Libya's UN-backed forces retake control strategic Haftar base near Tripoli
The UN-backed Government of National Accord (GNA) has been battling rival forces under the control of rogue General Khalifa Haftar, who launched an offensive to take the capital three months ago.
Gharyan, located some 100km from Tripoli, has been a vital base for Haftar's forces, serving as a key supply route and headquarters.
The GNA spokesperson, Mohammed Gnono, told The New Arab’s Arabic-language service that all of the town had been secured, adding that the chances of Haftar's side taking back control of Gharyan were highly unlikely.
In April, Haftar's self-styled Libyan National Army (LNA) from eastern Libya and loyal to a rival, east-based government, launched the offensive on Tripoli, setting off fierce fighting that has threatened to plunge Libya into another bout of violence on the scale of the 2011 conflict that ousted longtime dictator Muammar Gaddafi.
Gnono told the Associated Press that an unspecified number of locals from the town's population had collaborated with the government forces to ensure "the success of the operation".
A statement from the government forces late Wednesday first announced the fall of Gharyan, saying they will pursue their campaign to push back Hafter "until the aggressors are purged from all areas".

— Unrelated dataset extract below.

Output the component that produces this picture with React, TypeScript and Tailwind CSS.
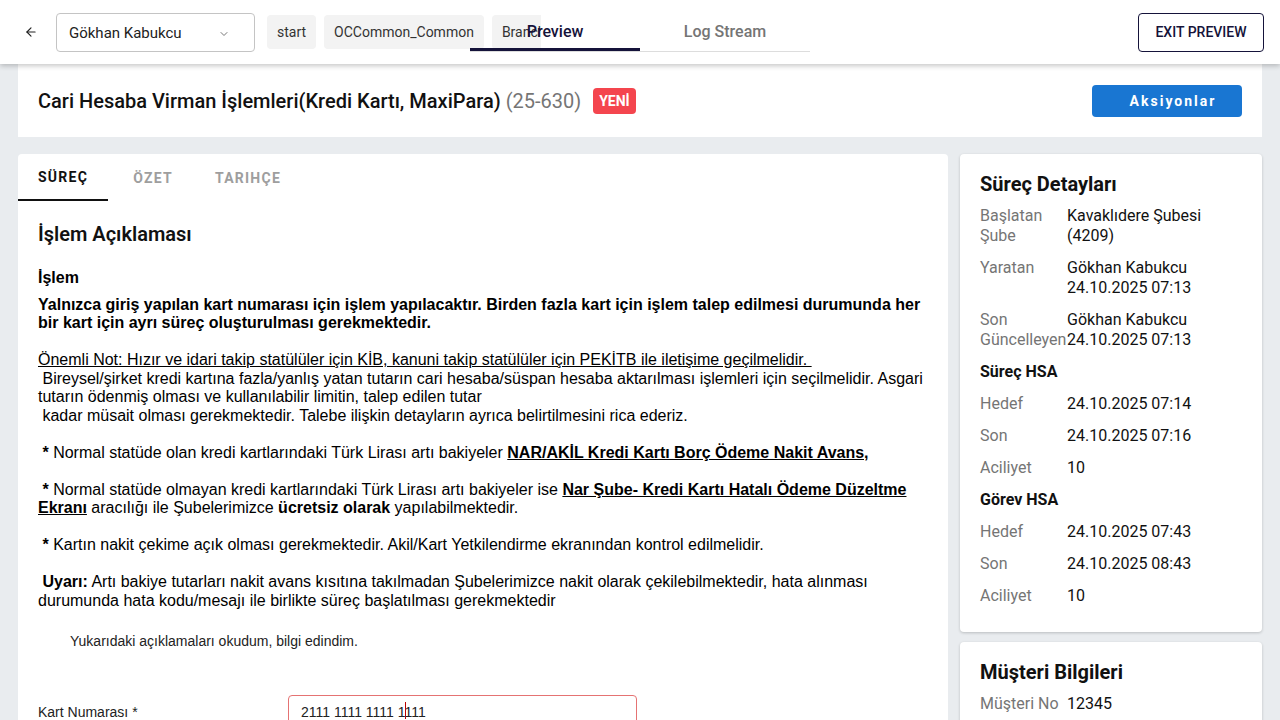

Images were circulated of LNA fighters captured in the GNA offensive. Pro-GNA sites also published a video showing captured Chadian pro-Haftar fighters, which adds substance to claims the general has been using mercenaries in their operations.
Photographs also appeared of the GNA inspecting a number of drone airplanes seized from the LNA base in Gharyan.
UN experts said in a confidential report in May that missiles fired at pro-Tripoli forces in April pointed to a likely drone attack that could involve a "third party", possibly the Haftar backer the UAE.
Haftar's offensive on Tripoli has been widely criticised by the UN and aid agencies. Hundreds have been killed so far in the violence, mainly combatants but also civilians, and thousands have been displaced. Earlier this week, the World Health Organisation (WHO) said the toll of the fighting around Tripoli had reached 739 killed and 4,407 wounded.
Haftar, backed by fellow strong-armed regimes in the region including Egypt, the UAE and Saudi Arabia, claims the push on Tripoli seeks to free the city of radical militias.
In return, the UN-backed government accuses Haftar of trying to establish a one-man military dictatorship.
Later Thursday, The Libyan National Army posted a statement on Facebook denying their rivals were in full control of Gharyan and claiming there was still some fighting underway.
"We faced treason from certain people" in the town, General al-Mabrouk al-Ghazawy was quoted as saying about the LNA's losses.
Libya sunk into chaos after Gaddafi's ouster and is now divided between two administrations - the weak UN-backed government in Tripoli and a rival, east-based government that has Haftar's forces on its side - and an array of militias affiliated with either side and fighting over territory.
Haftar's campaign against Islamic militants across Libya in recent years won him growing international support from world leaders who say they are concerned the North African country has turned into a haven for armed groups, and a major conduit for migrants bound for Europe.